What is asked:
Each line of the material must be returned exactly.

###

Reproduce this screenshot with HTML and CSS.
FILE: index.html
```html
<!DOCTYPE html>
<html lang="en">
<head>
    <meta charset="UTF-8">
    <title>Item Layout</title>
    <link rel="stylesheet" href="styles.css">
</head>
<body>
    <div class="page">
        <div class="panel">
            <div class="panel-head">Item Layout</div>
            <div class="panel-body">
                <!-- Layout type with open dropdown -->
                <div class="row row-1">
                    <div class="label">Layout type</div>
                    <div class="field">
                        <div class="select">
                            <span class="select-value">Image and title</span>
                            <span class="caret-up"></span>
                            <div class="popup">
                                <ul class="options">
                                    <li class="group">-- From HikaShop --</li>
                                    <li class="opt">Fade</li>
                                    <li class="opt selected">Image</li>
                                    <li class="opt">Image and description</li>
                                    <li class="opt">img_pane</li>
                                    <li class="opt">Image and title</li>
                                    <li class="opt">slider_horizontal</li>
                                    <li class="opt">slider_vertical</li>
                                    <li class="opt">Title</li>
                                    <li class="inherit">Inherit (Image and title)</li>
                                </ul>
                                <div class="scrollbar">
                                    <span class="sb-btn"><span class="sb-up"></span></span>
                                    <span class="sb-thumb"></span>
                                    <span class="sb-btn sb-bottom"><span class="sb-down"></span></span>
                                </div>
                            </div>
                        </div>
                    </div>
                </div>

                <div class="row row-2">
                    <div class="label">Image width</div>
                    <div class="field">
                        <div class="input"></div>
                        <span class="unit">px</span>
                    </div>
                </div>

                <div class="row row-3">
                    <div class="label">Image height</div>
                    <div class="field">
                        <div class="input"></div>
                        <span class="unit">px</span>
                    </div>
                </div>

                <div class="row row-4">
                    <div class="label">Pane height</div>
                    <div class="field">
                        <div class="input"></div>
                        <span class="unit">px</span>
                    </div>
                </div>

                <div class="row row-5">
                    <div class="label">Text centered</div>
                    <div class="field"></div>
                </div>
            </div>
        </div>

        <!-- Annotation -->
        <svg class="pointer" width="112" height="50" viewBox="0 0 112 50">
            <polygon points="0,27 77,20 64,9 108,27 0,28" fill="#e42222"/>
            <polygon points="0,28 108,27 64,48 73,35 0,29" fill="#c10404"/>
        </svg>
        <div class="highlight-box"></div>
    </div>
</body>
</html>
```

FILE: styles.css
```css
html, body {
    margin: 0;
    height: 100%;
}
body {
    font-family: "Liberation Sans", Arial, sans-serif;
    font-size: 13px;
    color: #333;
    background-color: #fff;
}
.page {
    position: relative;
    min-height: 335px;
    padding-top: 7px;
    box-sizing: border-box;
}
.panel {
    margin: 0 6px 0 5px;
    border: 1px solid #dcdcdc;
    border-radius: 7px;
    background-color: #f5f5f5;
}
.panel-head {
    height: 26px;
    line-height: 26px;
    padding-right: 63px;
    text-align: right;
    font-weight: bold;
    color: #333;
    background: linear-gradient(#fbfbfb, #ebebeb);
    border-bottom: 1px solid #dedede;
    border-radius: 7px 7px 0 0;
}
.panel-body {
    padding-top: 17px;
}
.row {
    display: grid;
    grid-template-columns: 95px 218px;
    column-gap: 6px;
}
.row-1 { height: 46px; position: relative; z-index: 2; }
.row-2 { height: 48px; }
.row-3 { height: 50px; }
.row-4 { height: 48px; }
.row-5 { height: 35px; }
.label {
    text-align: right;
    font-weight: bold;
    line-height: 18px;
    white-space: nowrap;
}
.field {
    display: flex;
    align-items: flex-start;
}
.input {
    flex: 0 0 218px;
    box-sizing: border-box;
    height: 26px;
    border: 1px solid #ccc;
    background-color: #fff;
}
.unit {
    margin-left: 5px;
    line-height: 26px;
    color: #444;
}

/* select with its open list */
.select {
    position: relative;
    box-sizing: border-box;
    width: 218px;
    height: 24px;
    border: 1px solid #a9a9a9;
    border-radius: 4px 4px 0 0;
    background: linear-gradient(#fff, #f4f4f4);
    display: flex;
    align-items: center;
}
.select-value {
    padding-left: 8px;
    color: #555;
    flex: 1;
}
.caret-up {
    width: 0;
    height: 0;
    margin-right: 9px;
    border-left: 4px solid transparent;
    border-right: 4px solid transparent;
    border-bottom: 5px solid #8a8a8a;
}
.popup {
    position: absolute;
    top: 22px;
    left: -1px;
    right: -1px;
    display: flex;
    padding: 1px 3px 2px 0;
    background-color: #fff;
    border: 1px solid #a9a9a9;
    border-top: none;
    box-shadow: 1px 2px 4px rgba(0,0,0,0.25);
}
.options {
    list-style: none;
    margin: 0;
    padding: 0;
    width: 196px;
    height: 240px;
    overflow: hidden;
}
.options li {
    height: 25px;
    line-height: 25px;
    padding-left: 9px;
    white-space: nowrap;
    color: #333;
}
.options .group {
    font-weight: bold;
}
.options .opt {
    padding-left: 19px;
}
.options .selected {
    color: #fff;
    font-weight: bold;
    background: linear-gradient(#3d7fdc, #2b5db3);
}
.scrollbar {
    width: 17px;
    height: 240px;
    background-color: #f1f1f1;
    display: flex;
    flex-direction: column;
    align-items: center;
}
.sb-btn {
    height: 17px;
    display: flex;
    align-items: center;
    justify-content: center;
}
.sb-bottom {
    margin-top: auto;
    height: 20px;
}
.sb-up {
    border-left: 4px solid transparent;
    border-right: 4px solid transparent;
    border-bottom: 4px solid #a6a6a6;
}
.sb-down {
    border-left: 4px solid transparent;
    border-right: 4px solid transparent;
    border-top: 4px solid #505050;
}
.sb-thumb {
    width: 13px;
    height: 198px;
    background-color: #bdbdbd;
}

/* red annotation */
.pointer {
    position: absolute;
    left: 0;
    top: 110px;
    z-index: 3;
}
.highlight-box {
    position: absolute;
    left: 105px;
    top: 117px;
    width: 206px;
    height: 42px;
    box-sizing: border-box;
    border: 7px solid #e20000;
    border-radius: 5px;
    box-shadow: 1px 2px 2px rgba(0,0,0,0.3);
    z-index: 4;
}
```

###

Reply to the exercise:
Reproduce this screenshot with HTML and CSS.
FILE: index.html
```html
<!DOCTYPE html>
<html lang="en">
<head>
    <meta charset="UTF-8">
    <title>Item Layout</title>
    <link rel="stylesheet" href="styles.css">
</head>
<body>
    <div class="page">
        <div class="panel">
            <div class="panel-head">Item Layout</div>
            <div class="panel-body">
                <!-- Layout type with open dropdown -->
                <div class="row row-1">
                    <div class="label">Layout type</div>
                    <div class="field">
                        <div class="select">
                            <span class="select-value">Image and title</span>
                            <span class="caret-up"></span>
                            <div class="popup">
                                <ul class="options">
                                    <li class="group">-- From HikaShop --</li>
                                    <li class="opt">Fade</li>
                                    <li class="opt selected">Image</li>
                                    <li class="opt">Image and description</li>
                                    <li class="opt">img_pane</li>
                                    <li class="opt">Image and title</li>
                                    <li class="opt">slider_horizontal</li>
                                    <li class="opt">slider_vertical</li>
                                    <li class="opt">Title</li>
                                    <li class="inherit">Inherit (Image and title)</li>
                                </ul>
                                <div class="scrollbar">
                                    <span class="sb-btn"><span class="sb-up"></span></span>
                                    <span class="sb-thumb"></span>
                                    <span class="sb-btn sb-bottom"><span class="sb-down"></span></span>
                                </div>
                            </div>
                        </div>
                    </div>
                </div>

                <div class="row row-2">
                    <div class="label">Image width</div>
                    <div class="field">
                        <div class="input"></div>
                        <span class="unit">px</span>
                    </div>
                </div>

                <div class="row row-3">
                    <div class="label">Image height</div>
                    <div class="field">
                        <div class="input"></div>
                        <span class="unit">px</span>
                    </div>
                </div>

                <div class="row row-4">
                    <div class="label">Pane height</div>
                    <div class="field">
                        <div class="input"></div>
                        <span class="unit">px</span>
                    </div>
                </div>

                <div class="row row-5">
                    <div class="label">Text centered</div>
                    <div class="field"></div>
                </div>
            </div>
        </div>

        <!-- Annotation -->
        <svg class="pointer" width="112" height="50" viewBox="0 0 112 50">
            <polygon points="0,27 77,20 64,9 108,27 0,28" fill="#e42222"/>
            <polygon points="0,28 108,27 64,48 73,35 0,29" fill="#c10404"/>
        </svg>
        <div class="highlight-box"></div>
    </div>
</body>
</html>
```

FILE: styles.css
```css
html, body {
    margin: 0;
    height: 100%;
}
body {
    font-family: "Liberation Sans", Arial, sans-serif;
    font-size: 13px;
    color: #333;
    background-color: #fff;
}
.page {
    position: relative;
    min-height: 335px;
    padding-top: 7px;
    box-sizing: border-box;
}
.panel {
    margin: 0 6px 0 5px;
    border: 1px solid #dcdcdc;
    border-radius: 7px;
    background-color: #f5f5f5;
}
.panel-head {
    height: 26px;
    line-height: 26px;
    padding-right: 63px;
    text-align: right;
    font-weight: bold;
    color: #333;
    background: linear-gradient(#fbfbfb, #ebebeb);
    border-bottom: 1px solid #dedede;
    border-radius: 7px 7px 0 0;
}
.panel-body {
    padding-top: 17px;
}
.row {
    display: grid;
    grid-template-columns: 95px 218px;
    column-gap: 6px;
}
.row-1 { height: 46px; position: relative; z-index: 2; }
.row-2 { height: 48px; }
.row-3 { height: 50px; }
.row-4 { height: 48px; }
.row-5 { height: 35px; }
.label {
    text-align: right;
    font-weight: bold;
    line-height: 18px;
    white-space: nowrap;
}
.field {
    display: flex;
    align-items: flex-start;
}
.input {
    flex: 0 0 218px;
    box-sizing: border-box;
    height: 26px;
    border: 1px solid #ccc;
    background-color: #fff;
}
.unit {
    margin-left: 5px;
    line-height: 26px;
    color: #444;
}

/* select with its open list */
.select {
    position: relative;
    box-sizing: border-box;
    width: 218px;
    height: 24px;
    border: 1px solid #a9a9a9;
    border-radius: 4px 4px 0 0;
    background: linear-gradient(#fff, #f4f4f4);
    display: flex;
    align-items: center;
}
.select-value {
    padding-left: 8px;
    color: #555;
    flex: 1;
}
.caret-up {
    width: 0;
    height: 0;
    margin-right: 9px;
    border-left: 4px solid transparent;
    border-right: 4px solid transparent;
    border-bottom: 5px solid #8a8a8a;
}
.popup {
    position: absolute;
    top: 22px;
    left: -1px;
    right: -1px;
    display: flex;
    padding: 1px 3px 2px 0;
    background-color: #fff;
    border: 1px solid #a9a9a9;
    border-top: none;
    box-shadow: 1px 2px 4px rgba(0,0,0,0.25);
}
.options {
    list-style: none;
    margin: 0;
    padding: 0;
    width: 196px;
    height: 240px;
    overflow: hidden;
}
.options li {
    height: 25px;
    line-height: 25px;
    padding-left: 9px;
    white-space: nowrap;
    color: #333;
}
.options .group {
    font-weight: bold;
}
.options .opt {
    padding-left: 19px;
}
.options .selected {
    color: #fff;
    font-weight: bold;
    background: linear-gradient(#3d7fdc, #2b5db3);
}
.scrollbar {
    width: 17px;
    height: 240px;
    background-color: #f1f1f1;
    display: flex;
    flex-direction: column;
    align-items: center;
}
.sb-btn {
    height: 17px;
    display: flex;
    align-items: center;
    justify-content: center;
}
.sb-bottom {
    margin-top: auto;
    height: 20px;
}
.sb-up {
    border-left: 4px solid transparent;
    border-right: 4px solid transparent;
    border-bottom: 4px solid #a6a6a6;
}
.sb-down {
    border-left: 4px solid transparent;
    border-right: 4px solid transparent;
    border-top: 4px solid #505050;
}
.sb-thumb {
    width: 13px;
    height: 198px;
    background-color: #bdbdbd;
}

/* red annotation */
.pointer {
    position: absolute;
    left: 0;
    top: 110px;
    z-index: 3;
}
.highlight-box {
    position: absolute;
    left: 105px;
    top: 117px;
    width: 206px;
    height: 42px;
    box-sizing: border-box;
    border: 7px solid #e20000;
    border-radius: 5px;
    box-shadow: 1px 2px 2px rgba(0,0,0,0.3);
    z-index: 4;
}
```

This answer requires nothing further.